**Work required:** What is the count of lines in the listing below that hold the string "React"? Reply with that number alone.

┄┄┄┄┄┄

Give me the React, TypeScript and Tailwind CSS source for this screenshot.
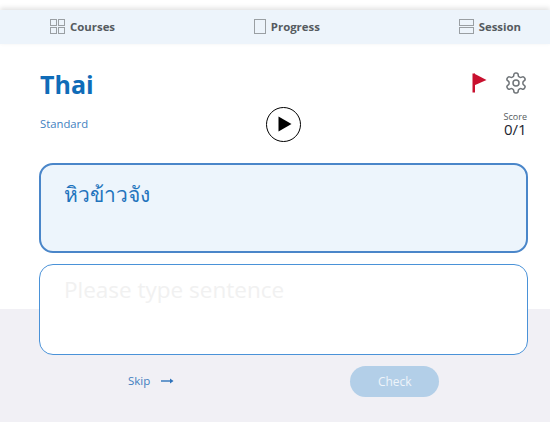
import React from "react";

const Nav = ({ icon, label }: { icon: React.ReactNode; label: string }) => (
  <div className="flex items-center gap-[5px]">
    {icon}
    <span className="text-[11.4px] font-bold text-[#555b60]">{label}</span>
  </div>
);

export default function App() {
  return (
    <div
      className="h-[422px] w-[550px] overflow-hidden bg-[linear-gradient(#ffffff_309px,#f1f0f5_309px)] pt-[10px] text-[#1f6fb8]"
      style={{ fontFamily: '"Open Sans", "Noto Sans", sans-serif' }}
    >
      <nav className="flex h-[34px] items-center justify-between bg-[#edf4fb] pl-[50px] pr-[29px] shadow-[0_-2px_5px_rgba(0,0,0,0.12)]">
        <Nav
          label="Courses"
          icon={
            <svg width="15" height="15" viewBox="0 0 15 15" fill="none" stroke="#9a9fa3" strokeWidth="1">
              <rect x="0.5" y="0.5" width="6" height="6" />
              <rect x="8.5" y="0.5" width="6" height="6" />
              <rect x="0.5" y="8.5" width="6" height="6" />
              <rect x="8.5" y="8.5" width="6" height="6" />
            </svg>
          }
        />
        <Nav
          label="Progress"
          icon={
            <svg width="12" height="15" viewBox="0 0 12 15" fill="none" stroke="#9a9fa3" strokeWidth="1">
              <rect x="0.5" y="0.5" width="11" height="14" />
            </svg>
          }
        />
        <Nav
          label="Session"
          icon={
            <svg width="15" height="15" viewBox="0 0 15 15" fill="none" stroke="#9a9fa3" strokeWidth="1">
              <rect x="0.5" y="0.5" width="14" height="6" />
              <rect x="0.5" y="8.5" width="14" height="6" />
            </svg>
          }
        />
      </nav>

      <main className="pl-[39px] pr-[22px]">
        <div className="flex items-start justify-between pl-px pt-[24px]">
          <h1 className="text-[25px] font-bold leading-[32px] text-[#0f6cb8]">Thai</h1>
          <div className="flex items-center gap-[17px] pt-[3px]">
            <svg width="15" height="20" viewBox="0 0 15 20">
              <rect x="0.5" y="0.5" width="2.5" height="19" fill="#c8102e" />
              <path d="M2 0.5 L14.5 7 L2 12.5 Z" fill="#c8102e" />
            </svg>
            <svg width="24" height="24" viewBox="0 0 24 24" fill="none" stroke="#6f7478" strokeWidth="1.5" strokeLinecap="round" strokeLinejoin="round">
              <path d="M12.22 2h-.44a2 2 0 0 0-2 2v.18a2 2 0 0 1-1 1.73l-.43.25a2 2 0 0 1-2 0l-.15-.08a2 2 0 0 0-2.73.73l-.22.38a2 2 0 0 0 .73 2.73l.15.1a2 2 0 0 1 1 1.72v.51a2 2 0 0 1-1 1.74l-.15.09a2 2 0 0 0-.73 2.73l.22.38a2 2 0 0 0 2.73.73l.15-.08a2 2 0 0 1 2 0l.43.25a2 2 0 0 1 1 1.73V20a2 2 0 0 0 2 2h.44a2 2 0 0 0 2-2v-.18a2 2 0 0 1 1-1.73l.43-.25a2 2 0 0 1 2 0l.15.08a2 2 0 0 0 2.73-.73l.22-.39a2 2 0 0 0-.73-2.73l-.15-.08a2 2 0 0 1-1-1.74v-.5a2 2 0 0 1 1-1.74l.15-.09a2 2 0 0 0 .73-2.73l-.22-.38a2 2 0 0 0-2.73-.73l-.15.08a2 2 0 0 1-2 0l-.43-.25a2 2 0 0 1-1-1.73V4a2 2 0 0 0-2-2z" />
              <circle cx="12" cy="12" r="3" />
            </svg>
          </div>
        </div>

        <div className="mt-[4px] grid h-[40px] grid-cols-[1fr_35px_1fr] items-center pl-px pr-px">
          <span className="text-[11.3px] text-[#3f7fc0]">Standard</span>
          <div className="flex h-[35px] w-[35px] items-center justify-center rounded-full border border-black bg-white">
            <svg width="14" height="16" viewBox="0 0 14 16" className="ml-[2px]">
              <path d="M0.5 0.5 L13.5 8 L0.5 15.5 Z" fill="#000" />
            </svg>
          </div>
          <div className="flex flex-col items-end">
            <div className="flex flex-col items-center">
              <span className="text-[9px] leading-[11px] text-[#555b60]">Score</span>
              <span className="text-[15px] leading-[15px] text-[#1c2430]">0/1</span>
            </div>
          </div>
        </div>

        <div
          className="mt-[19px] h-[90px] rounded-[14px] border-2 border-[#4a86c9] bg-[#edf5fc] pl-[23px] pt-[11px] text-[21px] leading-[36px] text-[#1f74bd]"
          style={{ fontFamily: '"Noto Sans", "Open Sans", sans-serif' }}
        >
          หิวข้าวจัง
        </div>

        <div className="mt-[11px] h-[91px] rounded-[14px] border border-[#4a92d8] bg-white pl-[24px] pt-[7px] text-[22.5px] leading-[36px] text-[#f1f1f1]">
          Please type sentence
        </div>

        <div className="mt-[11px] flex items-center">
          <div className="ml-[89px] flex items-center gap-[11px] pb-[2px] text-[11.5px] text-[#3f7fc0]">
            <span>Skip</span>
            <svg width="13" height="8" viewBox="0 0 13 8" fill="none" stroke="#2f73bb" strokeWidth="1.4">
              <path d="M0 4 H11" />
              <path d="M9 1.5 L12.5 4 L9 6.5 Z" fill="#2f73bb" stroke="none" />
            </svg>
          </div>
          <button className="ml-[176px] h-[31px] w-[89px] rounded-full bg-[#b3cfe8] text-[12px] text-[#eef4fa]">
            Check
          </button>
        </div>
      </main>
    </div>
  );
}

┄┄┄┄┄┄

**Written response:** 3